§ **Directive**
Only a number is wanted here: the number of lines of the data that include "React".
--- start ---
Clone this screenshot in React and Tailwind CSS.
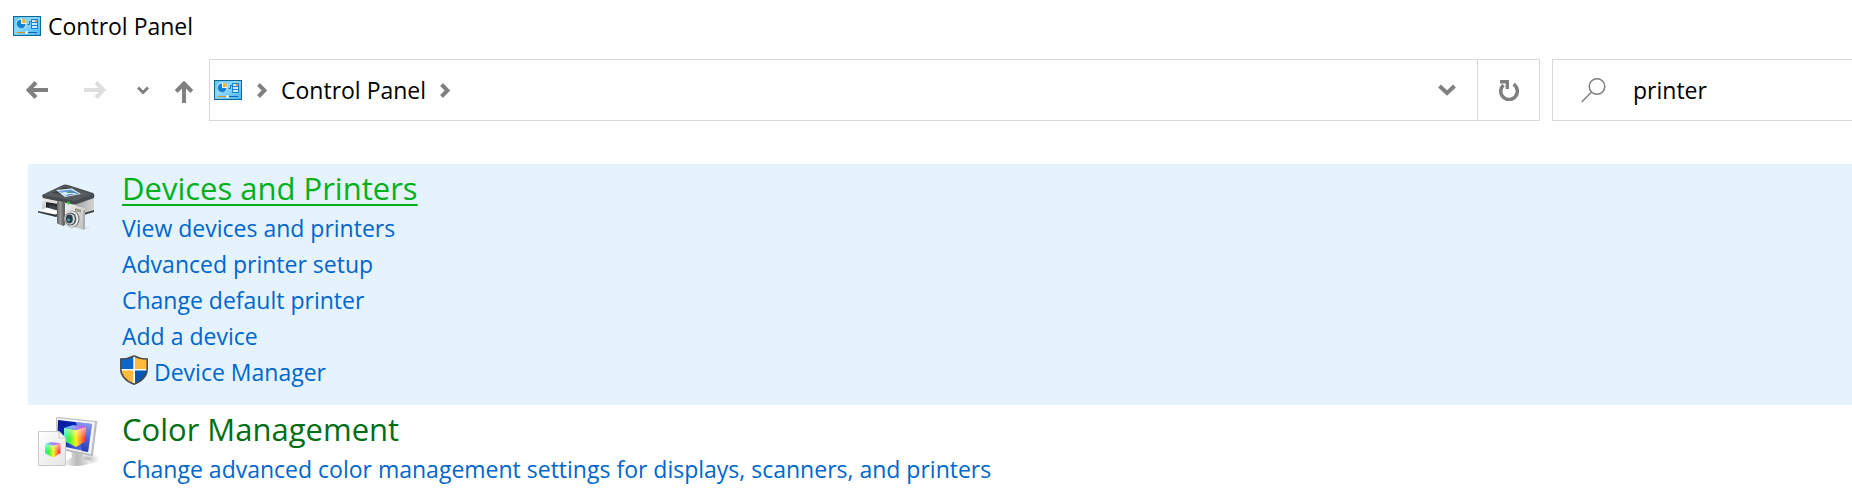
import React, { useState } from "react";

function ControlPanelIcon() {
  return (
    <svg viewBox="0 0 28 20" className="h-5 w-7 shrink-0" aria-hidden="true">
      <defs>
        <linearGradient id="cp-fill" x1="0" y1="0" x2="1" y2="1">
          <stop offset="0" stopColor="#5cc3f5" />
          <stop offset="0.4" stopColor="#8ed9fc" />
          <stop offset="1" stopColor="#45b5f2" />
        </linearGradient>
      </defs>
      <rect x="0.5" y="0.5" width="27" height="19" fill="url(#cp-fill)" stroke="#0e6699" />
      <circle cx="8.3" cy="7.7" r="5.1" fill="#e9f7ff" />
      <path d="M8 8V3.4A4.5 4.5 0 1 0 12.6 8Z" fill="#1583d3" />
      <path d="M9 7V2.8A4.3 4.3 0 0 1 13 7Z" fill="#ffb02e" />
      <path d="M14.5 8.5h2V5.5h2" fill="none" stroke="#1671b5" />
      <rect x="18.5" y="3.5" width="6" height="9" fill="#c4ecff" stroke="#1c84cc" />
      <path d="M19 6.5h5M19 9.5h5" stroke="#1c84cc" />
      <path d="M22 5h2" stroke="#ff7e20" strokeWidth="1.4" />
      <path d="M4 16.5h8" stroke="#d99325" />
      <path d="M15 16.5h9" stroke="#0c6cae" />
      <rect x="12.5" y="15" width="2" height="3" fill="#f2fbff" />
    </svg>
  );
}

function PrinterIcon() {
  return (
    <svg viewBox="0 0 62 50" className="h-[50px] w-[62px]" aria-hidden="true">
      <defs>
        <linearGradient id="pr-front" x1="0" y1="0" x2="0" y2="1">
          <stop offset="0" stopColor="#f1f1f1" />
          <stop offset="1" stopColor="#a9a9a9" />
        </linearGradient>
        <linearGradient id="pr-side" x1="0" y1="0" x2="1" y2="0">
          <stop offset="0" stopColor="#a5a5a5" />
          <stop offset="1" stopColor="#d4d4d4" />
        </linearGradient>
        <linearGradient id="pr-grip" x1="0" y1="0" x2="1" y2="0">
          <stop offset="0" stopColor="#5e5e5e" />
          <stop offset="0.45" stopColor="#9b9b9b" />
          <stop offset="1" stopColor="#5b5b5b" />
        </linearGradient>
        <linearGradient id="pr-cam" x1="0" y1="0" x2="1" y2="1">
          <stop offset="0" stopColor="#f0f0ee" />
          <stop offset="1" stopColor="#bdbdbd" />
        </linearGradient>
        <linearGradient id="pr-screen" x1="0" y1="0" x2="1" y2="1">
          <stop offset="0" stopColor="#8abcf4" />
          <stop offset="1" stopColor="#2563b0" />
        </linearGradient>
      </defs>
      <path d="M46 44l6-2-3 3z" fill="#b8cbd8" opacity="0.6" />
      <path d="M4 13L38 20V34L4 28Z" fill="url(#pr-front)" />
      <path d="M38 20L56 13V27L38 32Z" fill="url(#pr-side)" />
      <path d="M46 29l10-3v2l-10 3z" fill="#3f4549" />
      <path d="M4 11L25 1Q27 0 30 1L55 9Q57 10 56 14L39 20Q36 21 33 20L5 14Z" fill="#464b4e" />
      <path d="M5 11L26 1.5L54 10L37 17Z" fill="#565c60" />
      <path d="M14 9L26 3l13 4-12 4z" fill="#3b4043" />
      <path d="M18 6L34 4.5L43 10L27 13Z" fill="#eef4f8" />
      <path d="M20 6.7L33 5.5L41 9.7L28 12Z" fill="url(#pr-screen)" />
      <path d="M23 9q5-2 9 0l7 0-3 1.4q-5-1-8 1z" fill="#d9f2f5" />
      <path d="M28 9q2-2 6-1.6l-1 1.2z" fill="#42965d" />
      <path d="M8 18L20 20V28L8 25Z" fill="#22272b" />
      <path d="M11 21l9 1v6l-9-2z" fill="#3c4349" />
      <path d="M0 27L9 23.5L21 27L18 32Z" fill="#fbfbfb" />
      <path d="M0 27v1.5l18 4.5 2-1v-2l-3 0.5z" fill="#34393d" />
      <path d="M20 17l6 1v24l-6-2q-1 0-1-2V18z" fill="url(#pr-grip)" />
      <path d="M25 18l2 1v22l-2 1z" fill="#666" />
      <path d="M27 21L31 19.5L47 24.500v20q0 2-2 1L27 41Z" fill="url(#pr-cam)" />
      <path d="M29.500 17.500h2v3h-2z" fill="#20e43c" />
      <path d="M37 24l6 1.500v3l-6-1z" fill="#9da082" />
      <path d="M45 26l2 0v19l-2 1z" fill="#aeaeae" />
      <ellipse cx="34" cy="35" rx="7.600" ry="8.600" fill="#6f7375" />
      <ellipse cx="33.400" cy="35" rx="7" ry="8" fill="#eaeaea" />
      <ellipse cx="32.600" cy="35" rx="5.800" ry="6.600" fill="#555d61" />
      <ellipse cx="32" cy="35" rx="4.800" ry="5.600" fill="#d4d8da" />
      <ellipse cx="31.400" cy="35" rx="3.400" ry="4.400" fill="#243e4b" />
      <circle cx="30.600" cy="36" r="1.400" fill="#59a7af" />
    </svg>
  );
}

function Cube({ id, transform }) {
  return (
    <g transform={transform}>
      <defs>
        <linearGradient id={id + "-left"} x1="0" y1="0" x2="1" y2="0">
          <stop offset="0" stopColor="#1ff0c0" />
          <stop offset="0.45" stopColor="#3cf53c" />
          <stop offset="1" stopColor="#f7f31e" />
        </linearGradient>
        <linearGradient id={id + "-right"} x1="0" y1="0" x2="1" y2="0">
          <stop offset="0" stopColor="#fff01e" />
          <stop offset="0.5" stopColor="#ff8a35" />
          <stop offset="1" stopColor="#fb1c50" />
        </linearGradient>
        <linearGradient id={id + "-shade"} x1="0" y1="0" x2="0" y2="1">
          <stop offset="0" stopColor="#fff" stopOpacity="0.6" />
          <stop offset="0.55" stopColor="#fff" stopOpacity="0" />
        </linearGradient>
        <linearGradient id={id + "-top"} x1="0" y1="0" x2="1" y2="0">
          <stop offset="0" stopColor="#42def9" />
          <stop offset="0.5" stopColor="#9895ff" />
          <stop offset="1" stopColor="#f03af2" />
        </linearGradient>
      </defs>
      <path d="M0 3L12 5V22L0 16Z" fill={"url(#" + id + "-left)"} />
      <path d="M12 5L22 2V16L12 22Z" fill={"url(#" + id + "-right)"} />
      <path d="M0 3L12 5L22 2V16L12 22L0 16Z" fill={"url(#" + id + "-shade)"} />
      <path d="M0 3L9 0L22 2L12 5Z" fill={"url(#" + id + "-top)"} />
    </g>
  );
}

function ColorIcon() {
  return (
    <svg viewBox="0 0 62 50" className="h-[50px] w-[62px]" aria-hidden="true">
      <defs>
        <linearGradient id="cm-screen" x1="0" y1="0" x2="1" y2="0.6">
          <stop offset="0" stopColor="#0b1a95" />
          <stop offset="0.4" stopColor="#0822b8" />
          <stop offset="1" stopColor="#647be8" />
        </linearGradient>
        <linearGradient id="cm-glow" x1="0" y1="0" x2="0" y2="1">
          <stop offset="0" stopColor="#a9b9ff" />
          <stop offset="1" stopColor="#0718a0" stopOpacity="0.9" />
        </linearGradient>
        <linearGradient id="cm-stand" x1="0" y1="0" x2="1" y2="0">
          <stop offset="0" stopColor="#f5f5f5" />
          <stop offset="0.5" stopColor="#b9b9b9" />
          <stop offset="1" stopColor="#e9e9e9" />
        </linearGradient>
        <linearGradient id="cm-page" x1="0" y1="0" x2="1" y2="1">
          <stop offset="0" stopColor="#fff" />
          <stop offset="1" stopColor="#e5e5e5" />
        </linearGradient>
        <radialGradient id="cm-shadow">
          <stop offset="0" stopColor="#777" stopOpacity="0.6" />
          <stop offset="1" stopColor="#999" stopOpacity="0" />
        </radialGradient>
      </defs>
      <ellipse cx="49" cy="42" rx="13" ry="6" fill="url(#cm-shadow)" />
      <path d="M33 34l12 3 1 5q7 1 6 3-3 4-14 4-11 0-12-4 6-3 8-5z" fill="url(#cm-stand)" />
      <path d="M18 1Q18 0 20 0L58 4Q60 4 59 6L55 38Q55 40 53 39L18 32Z" fill="#b9bcbf" />
      <path d="M19 1L57 5L53 37L18 30Z" fill="#f1f2f3" />
      <path d="M20 3L54 7L50 35L19 28Z" fill="url(#cm-screen)" />
      <path d="M38 5l16 2-4 28-6-1z" fill="url(#cm-glow)" opacity="0.75" />
      <Cube id="cube-large" transform="translate(26 8)" />
      <path d="M0.500 14.500H21L27.500 21V48.500H0.500Z" fill="url(#cm-page)" stroke="#cbcbcb" />
      <path d="M21 14.500v6.500h6.500z" fill="#f9f9f9" stroke="#cacaca" />
      <Cube id="cube-small" transform="translate(7 25) scale(0.7)" />
    </svg>
  );
}

function ShieldIcon() {
  return (
    <svg viewBox="0 0 28 30" className="h-[30px] w-7 shrink-0" aria-hidden="true">
      <defs>
        <clipPath id="shield-shape">
          <path d="M14 0.7Q20 4 27.3 4V14Q27.3 24 14 29.4Q0.7 24 0.7 14V4Q8 4 14 0.7Z" />
        </clipPath>
      </defs>
      <g clipPath="url(#shield-shape)">
        <path d="M0 0h28v30H0z" fill="#fff" />
        <path d="M0 0h13.3v14H0z" fill="#0b68c8" />
        <path d="M15 0h13v14H15z" fill="#ffb93b" />
        <path d="M0 15.6h13.3V30H0z" fill="#ffb93b" />
        <path d="M15 15.6h13V30H15z" fill="#0b55b4" />
      </g>
      <path d="M14 0.9Q20 4 27.2 4V14Q27.2 24 14 29.2Q0.8 24 0.8 14V4Q8 4 14 0.9Z" fill="none" stroke="#4b4b4b" strokeWidth="1.5" />
    </svg>
  );
}

function Chevron({ down }) {
  return down ? (
    <svg viewBox="0 0 18 12" className="h-3 w-[18px]" aria-hidden="true">
      <path d="M1.5 2L9 9L16.5 2" fill="none" stroke="#808080" strokeWidth="4" />
    </svg>
  ) : (
    <svg viewBox="0 0 10 15" className="h-[15px] w-2.5 shrink-0" aria-hidden="true">
      <path d="M1.5 1.5L7.5 7.5L1.5 13.5" fill="none" stroke="#808080" strokeWidth="4" />
    </svg>
  );
}

function HorizontalArrow({ back }) {
  return (
    <svg viewBox="0 0 22 18" className="h-[18px] w-[22px]" aria-hidden="true">
      {back ? (
        <path d="M22 9H2.5M10 1.5L2.5 9L10 16.5" fill="none" stroke="#808080" strokeWidth="4" />
      ) : (
        <path d="M0 9H19.5M12 1.5L19.5 9L12 16.5" fill="none" stroke="#dedede" strokeWidth="4" />
      )}
    </svg>
  );
}

const link = "flex h-9 items-center text-[#0066cc] hover:underline";

function Category({ icon, title, active, children }) {
  return (
    <section className={active ? "flex bg-[#e5f3ff] pt-0.5 pb-[15px] pl-2.5" : "flex pt-0.5 pb-[15px] pl-2.5"}>
      <div className="w-[84px] shrink-0 pt-2.5">{icon}</div>
      <div>
        <h2 className="text-[31px] leading-[44px]">
          <a
            href="#"
            className={
              active
                ? "text-[#00b01a] underline decoration-2 underline-offset-4"
                : "text-[#006e12]"
            }
          >
            {title}
          </a>
        </h2>
        <ul>{children}</ul>
      </div>
    </section>
  );
}

export default function App() {
  const [query, setQuery] = useState("printer");
  return (
    <div className="min-h-screen overflow-hidden bg-white font-['Open_Sans','Noto_Sans',sans-serif] text-[23px] text-black">
      <header className="flex h-[51px] items-center gap-[7px] pl-[13px]">
        <ControlPanelIcon />
        <h1 className="leading-9">Control Panel</h1>
      </header>
      <div className="mt-2 flex h-[62px]">
        <nav className="flex w-[209px] shrink-0 items-center pl-[26px]" aria-label="History">
          <button aria-label="Back">
            <HorizontalArrow back />
          </button>
          <button aria-label="Forward" className="ml-9">
            <HorizontalArrow />
          </button>
          <button aria-label="Recent locations" className="ml-[31px]">
            <svg viewBox="0 0 12 9" className="h-[9px] w-3" aria-hidden="true">
              <path d="M1 1.5L6 6.5L11 1.5" fill="none" stroke="#808080" strokeWidth="3" />
            </svg>
          </button>
          <button aria-label="Up" className="ml-[26px] pt-1">
            <svg viewBox="0 0 18 22" className="h-[22px] w-[18px]" aria-hidden="true">
              <path d="M9 22V2.5M1.2 10.5L9 2.5L16.8 10.5" fill="none" stroke="#808080" strokeWidth="4" />
            </svg>
          </button>
        </nav>
        <div className="flex min-w-0 flex-1 border border-[#d9d9d9]">
          <div className="flex flex-1 items-center pl-1">
            <ControlPanelIcon />
            <div className="flex items-center gap-3.5 pl-[15px]">
              <Chevron />
              <button className="leading-9">Control Panel</button>
              <Chevron />
            </div>
          </div>
          <button aria-label="Previous locations" className="flex w-[60px] items-center justify-center">
            <Chevron down />
          </button>
          <button aria-label="Refresh" className="flex w-[62px] items-center justify-center border-l border-[#d9d9d9]">
            <svg viewBox="0 0 20 21" className="h-[21px] w-5" aria-hidden="true">
              <path d="M14.5 4.2A8.300 8.300 0 1 1 4.500 5" fill="none" stroke="#808080" strokeWidth="3.600" />
              <path d="M1 0H10V9H6.600V3.400H1Z" fill="#808080" />
            </svg>
          </button>
        </div>
        <label className="ml-3 flex w-[300px] shrink-0 items-center border-y border-l border-[#d9d9d9] pl-7">
          <svg viewBox="0 0 25 25" className="h-[25px] w-[25px] shrink-0" aria-hidden="true">
            <circle cx="16" cy="8.5" r="7.8" fill="none" stroke="#808080" strokeWidth="1.5" />
            <path d="M10.5 14L0.8 24" stroke="#808080" strokeWidth="1.5" />
          </svg>
          <input
            aria-label="Search Control Panel"
            value={query}
            onChange={(e) => setQuery(e.target.value)}
            className="ml-[27px] min-w-0 flex-1 bg-transparent leading-9 outline-none"
          />
        </label>
      </div>
      <main className="mt-[43px] pl-7">
        <Category title="Devices and Printers" active icon={<div className="pt-2"><PrinterIcon /></div>}>
          <li><a href="#" className={link}>View devices and printers</a></li>
          <li><a href="#" className={link}>Advanced printer setup</a></li>
          <li><a href="#" className={link}>Change default printer</a></li>
          <li><a href="#" className={link}>Add a device</a></li>
          <li className="-ml-0.5">
            <a href="#" className={link}>
              <span className="mr-1.5 pb-1"><ShieldIcon /></span>
              Device Manager
            </a>
          </li>
        </Category>
        <Category title="Color Management" icon={<ColorIcon />}>
          <li>
            <a href="#" className={link}>
              Change advanced color management settings for displays, scanners, and printers
            </a>
          </li>
        </Category>
      </main>
    </div>
  );
}
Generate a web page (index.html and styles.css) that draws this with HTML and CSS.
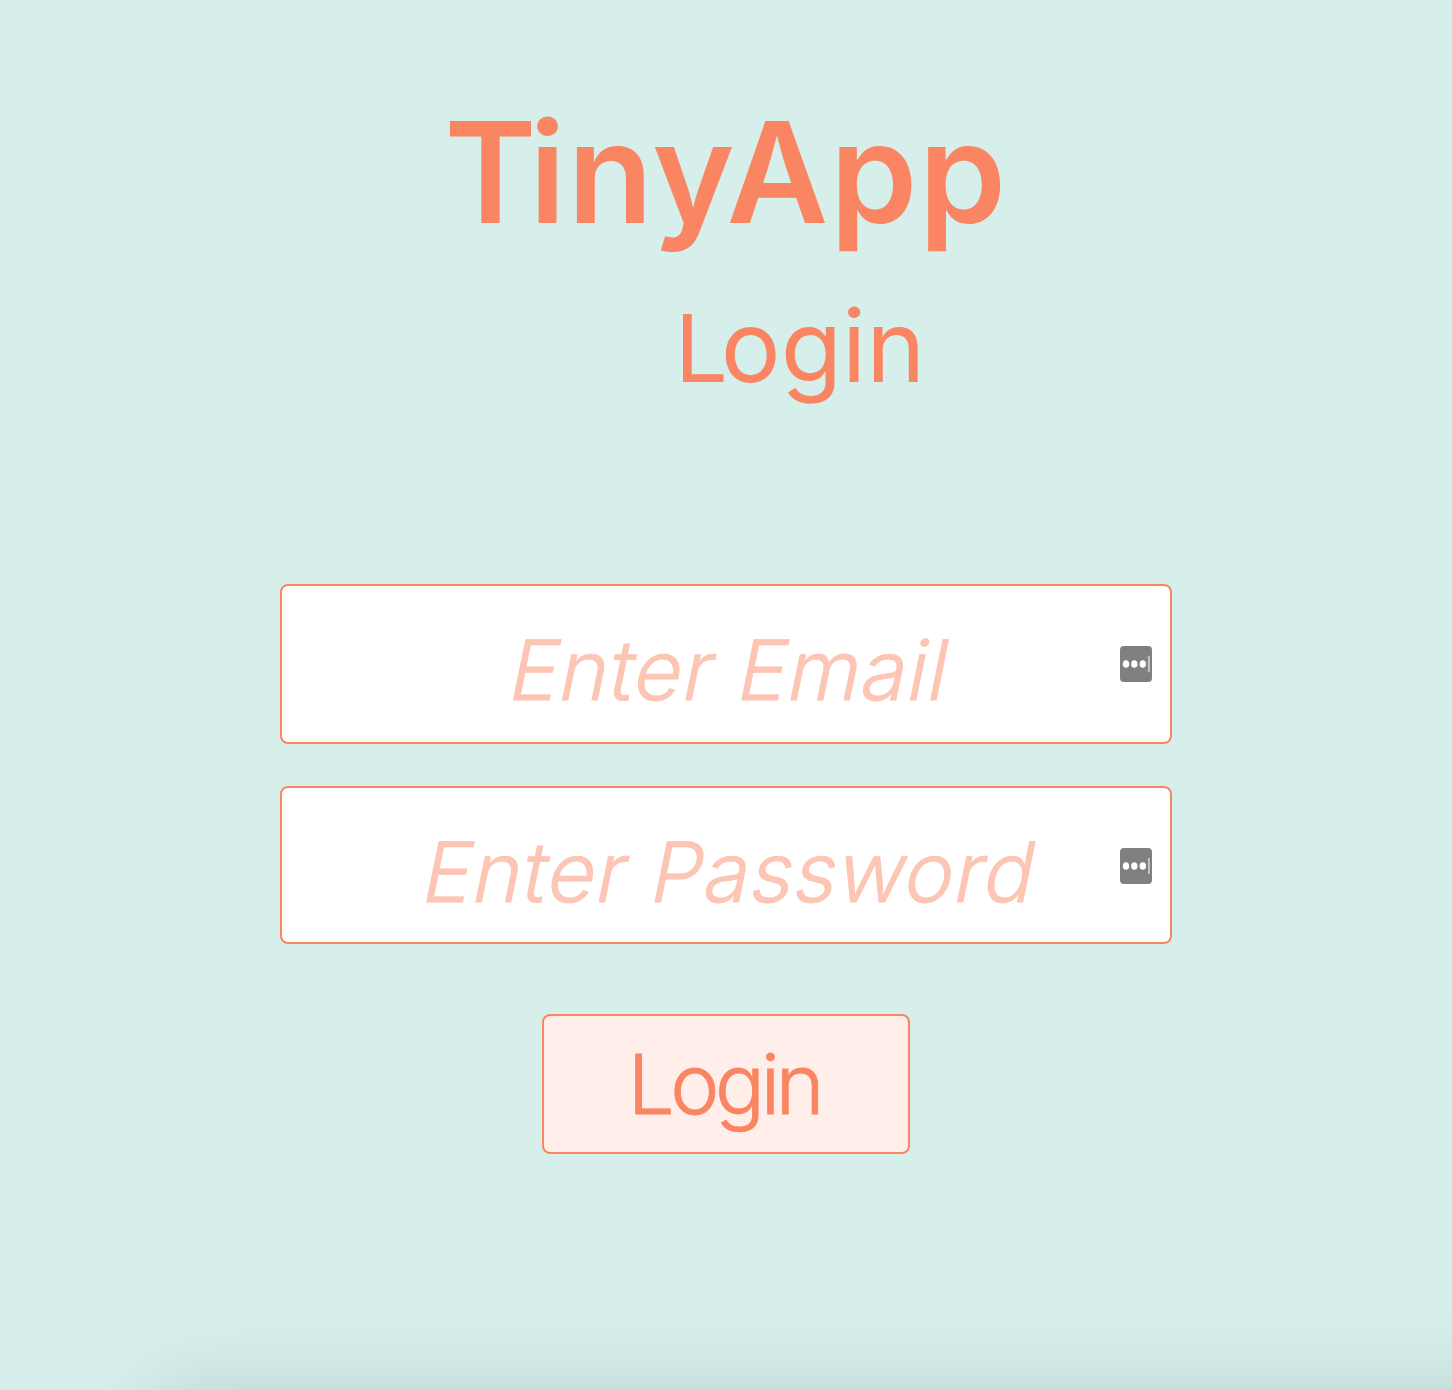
FILE: index.html
```html
<!DOCTYPE html>
<html lang="en">
<head>
<meta charset="utf-8">
<title>TinyApp</title>
<link rel="stylesheet" href="styles.css">
</head>
<body>
<main class="page">
  <h1 class="title">TinyApp</h1>
  <h2 class="subtitle">Login</h2>
  <form class="form">
    <div class="field">
      <input class="input" type="email" placeholder="Enter Email" aria-label="Email">
      <svg class="manager" viewBox="0 0 32 36"><rect width="32" height="36" rx="4" fill="#808080"/><g fill="#fff"><ellipse cx="6" cy="18" rx="3.2" ry="3.8"/><ellipse cx="14.3" cy="18" rx="3.2" ry="3.8"/><ellipse cx="22.8" cy="18" rx="3.2" ry="3.8"/><rect x="28.2" y="10" width="1.5" height="16" fill="#d8d8d8"/></g></svg>
    </div>
    <div class="field field-password">
      <input class="input" type="password" placeholder="Enter Password" aria-label="Password">
      <svg class="manager" viewBox="0 0 32 36"><rect width="32" height="36" rx="4" fill="#808080"/><g fill="#fff"><ellipse cx="6" cy="18" rx="3.2" ry="3.8"/><ellipse cx="14.3" cy="18" rx="3.2" ry="3.8"/><ellipse cx="22.8" cy="18" rx="3.2" ry="3.8"/><rect x="28.2" y="10" width="1.5" height="16" fill="#d8d8d8"/></g></svg>
    </div>
    <button class="submit" type="button">Login</button>
  </form>
  <div class="shade"></div>
</main>
</body>
</html>
```
FILE: styles.css
```css
* { box-sizing: border-box; }
body { margin: 0; }
.page {
  position: relative;
  height: 1390px;
  overflow: hidden;
  background: #d6efeb;
  color: #fa8562;
  font-family: Inter, "Liberation Sans", sans-serif;
  display: flex;
  flex-direction: column;
  align-items: center;
}
.title {
  margin: 87px 0 0;
  font-size: 140px;
  line-height: 170px;
  font-weight: 600;
  letter-spacing: 1.5px;
  white-space: nowrap;
}
.title::first-letter { margin-right: -9px; }
.subtitle {
  margin: 31px 0 0;
  padding-left: 148px;
  font-size: 100px;
  line-height: 116px;
  font-weight: 400;
}
.subtitle::first-letter { font-size: 94px; margin-right: -7px; }
.form {
  width: 892px;
  margin-top: 178px;
  display: flex;
  flex-direction: column;
  align-items: center;
}
.field {
  position: relative;
  width: 100%;
  height: 160px;
  margin-bottom: 42px;
  border: 2px solid #fa8562;
  border-radius: 8px;
  background: #fff;
}
.field-password { height: 158px; }
.input {
  display: block;
  width: 100%;
  height: 156px;
  padding: 12px 0 0 12px;
  border: 0;
  outline: 0;
  background: transparent;
  color: #fa8562;
  font: 300 83px/100px Inter, "Liberation Sans", sans-serif;
  letter-spacing: 0.8px;
  -webkit-text-stroke: 0.9px #fcc5b4;
  text-align: center;
  transform: skewX(-11.5deg);
}
.input::placeholder { color: #fcc5b4; opacity: 1; }
.manager {
  position: absolute;
  right: 18px;
  top: 60px;
  width: 32px;
  height: 36px;
}
.submit {
  width: 368px;
  height: 140px;
  margin-top: 28px;
  padding: 0;
  border: 2px solid #fa8562;
  border-radius: 8px;
  background: #ffeeea;
  color: #fa8562;
  font: 300 83px/100px Inter, "Liberation Sans", sans-serif;
  letter-spacing: -4.4px;
  text-indent: -4px;
  -webkit-text-stroke: 0.9px #fa8562;
}
.shade {
  position: absolute;
  left: 158px;
  right: -150px;
  top: 1398px;
  height: 300px;
  box-shadow: 0 0 86px rgba(0, 0, 0, 0.15);
}
```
--- end ---
§ **Answer for the task**
2